--- begin ---

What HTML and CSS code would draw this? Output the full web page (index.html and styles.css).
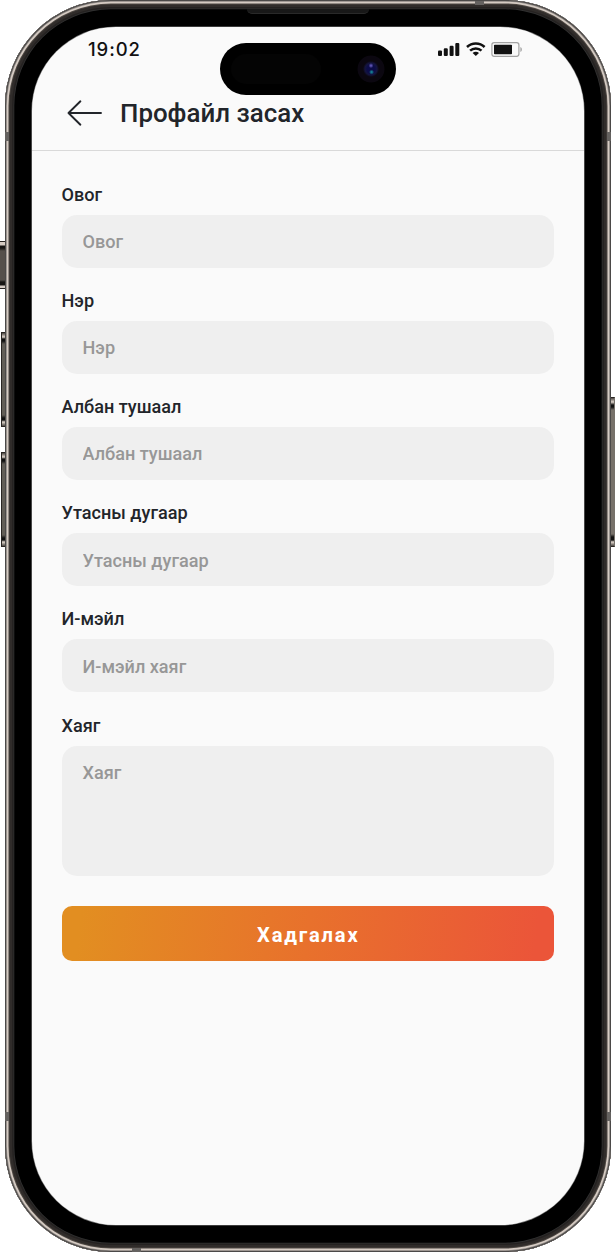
FILE: index.html
```html
<!DOCTYPE html>
<html lang="mn">
<head>
<meta charset="utf-8">
<title>Профайл засах</title>
<link rel="stylesheet" href="styles.css">
</head>
<body>
<div class="device">
  <span class="key key-action"></span>
  <span class="key key-left key-up"></span>
  <span class="key key-left key-down"></span>
  <span class="key key-power"></span>
  <div class="frame">
    <span class="antenna antenna-side antenna-lt"></span>
    <span class="antenna antenna-side antenna-rt"></span>
    <span class="antenna antenna-side antenna-lb"></span>
    <span class="antenna antenna-side antenna-rb"></span>
    <span class="antenna antenna-edge antenna-top"></span>
    <span class="antenna antenna-edge antenna-bottom"></span>
    <span class="speaker"></span>
    <div class="island"><span class="sensor"></span><span class="camera"></span></div>
    <main class="screen">
      <div class="status">
        <span class="time">19:02</span>
        <svg class="indicators" width="86" height="16" viewBox="0 0 86 16">
          <g fill="#111">
            <rect x="0" y="8.5" width="4" height="5.5" rx="1.1"/>
            <rect x="5.8" y="6.3" width="4" height="7.7" rx="1.1"/>
            <rect x="11.6" y="3.8" width="4" height="10.2" rx="1.1"/>
            <rect x="17.3" y="1" width="4" height="13" rx="1.1"/>
            <path d="M37.8 13.9 34.6 11.1a4.6 4.6 0 0 1 6.4 0Z"/>
            <rect x="56" y="2.8" width="18" height="9.4" rx=".8"/>
          </g>
          <g fill="none" stroke="#111" stroke-width="2.5">
            <path d="M29 5a12.6 12.6 0 0 1 17.6 0"/>
            <path d="M32.1 8.7a8.2 8.2 0 0 1 11.4 0"/>
          </g>
          <rect x="53.9" y=".7" width="27" height="13.6" rx="2.2" fill="none" stroke="#a3a3a3" stroke-width="1.2"/>
          <path d="M82.4 5v5c2-.8 2-4.2 0-5Z" fill="#a3a3a3"/>
        </svg>
      </div>
      <header class="header">
        <svg class="back" width="36" height="28" viewBox="0 0 36 28" fill="none" stroke="#22252a" stroke-width="1.9" stroke-linecap="round" stroke-linejoin="round"><path d="M34 14H1.5M13.4 2.3 1.5 14l11.9 11.7"/></svg>
        <h1 class="title">Профайл засах</h1>
      </header>
      <form class="form">
        <label class="field">Овог<input class="input" placeholder="Овог"></label>
        <label class="field">Нэр<input class="input" placeholder="Нэр"></label>
        <label class="field">Албан тушаал<input class="input" placeholder="Албан тушаал"></label>
        <label class="field">Утасны дугаар<input class="input" placeholder="Утасны дугаар"></label>
        <label class="field">И-мэйл<input class="input" placeholder="И-мэйл хаяг"></label>
        <label class="field">Хаяг<textarea class="input area" placeholder="Хаяг"></textarea></label>
        <button class="save" type="button">Хадгалах</button>
      </form>
    </main>
  </div>
</div>
</body>
</html>
```
FILE: styles.css
```css
* { box-sizing: border-box; }
body { margin: 0; background: #fff; font-family: Roboto, "Liberation Sans", sans-serif; }
.device { position: relative; width: 616px; height: 1254px; padding: 0 5px 2px; overflow: hidden; }
.frame {
  position: relative;
  height: 1252px;
  padding: 27px 27px 27px 26.5px;
  border-radius: 106px;
  background: #000;
  box-shadow:
    inset 0 0 0 1px #4b4948,
    inset 0 0 0 1.8px #8d8783,
    inset 0 0 0 3.5px #d5cbc3,
    inset 0 0 0 4.5px #4d4742,
    inset 0 0 0 7px #302c2a,
    inset 0 0 0 8.5px #252221,
    inset 0 0 0 9.3px #303030;
}
.screen {
  height: 1198px;
  border-radius: 84px;
  background: #fafafa;
  box-shadow: 0 0 0 .6px #777;
  overflow: hidden;
}
.key { position: absolute; border: 1px solid #292522; }
.key-action { left: -1px; top: 241px; width: 7px; height: 48px; border-width: 1px 0; background: linear-gradient(#d5cbc3 0 3px, #171513 4px 6px, #55504b 9px 38px, #171513 40px 43px, #d5cbc3 44px); }
.key-left { left: 1px; width: 5px; height: 95px; background: linear-gradient(#4a4541, #ded4cb 4px, #111 6px 8px, #625e57 11px 82px, #111 85px 87px, #ded4cb 89px, #4a4541); }
.key-up { top: 332px; }
.key-down { top: 452px; }
.key-power { left: 610px; top: 397px; width: 5px; height: 150px; border-right-color: #77726b; background: linear-gradient(#4a4541, #ded4cb 4px, #111 7px 9px, #77716a 12px 136px, #111 139px 142px, #ded4cb 144px, #4a4541); }
.antenna { position: absolute; background: #656260; }
.antenna-side { width: 4px; height: 9px; }
.antenna-lt { left: 0; top: 132px; }
.antenna-rt { right: 0; top: 132px; }
.antenna-lb { left: 0; top: 1112px; }
.antenna-rb { right: 0; top: 1112px; }
.antenna-edge { width: 9px; height: 4px; }
.antenna-top { left: 470px; top: 1px; }
.antenna-bottom { left: 127px; bottom: 0; }
.speaker { position: absolute; left: 242px; top: 9px; width: 122px; height: 5px; border-radius: 0 0 5px 5px; background: #181818; border-bottom: 1px solid #292929; }
.island { position: absolute; z-index: 1; left: 215px; top: 43px; width: 176px; height: 52px; padding: 10px 11px; border-radius: 26px; background: #000; display: flex; justify-content: space-between; align-items: center; }
.sensor { width: 90px; height: 30px; border-radius: 15px; background: #040404; }
.camera { width: 28px; height: 28px; border-radius: 50%; background: radial-gradient(circle at 50% 38%, #5a50ad 0 .6px, transparent 2.5px), radial-gradient(circle at 52% 61%, #147c91 0 .6px, transparent 2.5px), radial-gradient(circle, #0c0c48 0 4px, #15153e 6px, #0b0710 8px 13px, #000 14px); }
.status { height: 48px; padding: 11px 60.5px 0 56.5px; display: flex; justify-content: space-between; }
.time { font: 500 18.5px/22px Inter, sans-serif; letter-spacing: .9px; color: #111; }
.indicators { margin-top: 4px; }
.header { height: 76px; padding: 0 35px; display: flex; align-items: center; gap: 17.5px; border-bottom: 1px solid #d9d9d9; }
.title { margin: 0; font-size: 25.9px; line-height: 32px; font-weight: 500; color: #22252a; }
.form { padding: 32.6px 30px; display: flex; flex-direction: column; gap: 22.2px; }
.field { display: flex; flex-direction: column; gap: 9px; font-size: 18.1px; line-height: 22px; font-weight: 500; color: #22252a; }
.input { display: block; width: 100%; height: 53px; border: 0; padding: 1px 21px 0; border-radius: 15px; outline: 0; background: #efefef; font: 500 18.1px/22px Roboto, sans-serif; color: #22252a; resize: none; }
.input::placeholder { color: #979797; opacity: 1; }
.area { height: 130px; padding-top: 16.4px; }
.save { height: 55px; margin-top: 8.6px; padding: 2px 0 0 1px; border: 0; border-radius: 10px; background: linear-gradient(97deg, #e28e21 4%, #e8712c 50%, #eb5539 96%); color: #fff; font: 700 20.2px/24px Roboto, sans-serif; letter-spacing: 1.8px; }
```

--- end ---

Collect every line above that contains the word "styles".

What HTML and CSS code would draw this? Output the full web page (index.html and styles.css).
<link rel="stylesheet" href="styles.css">
FILE: styles.css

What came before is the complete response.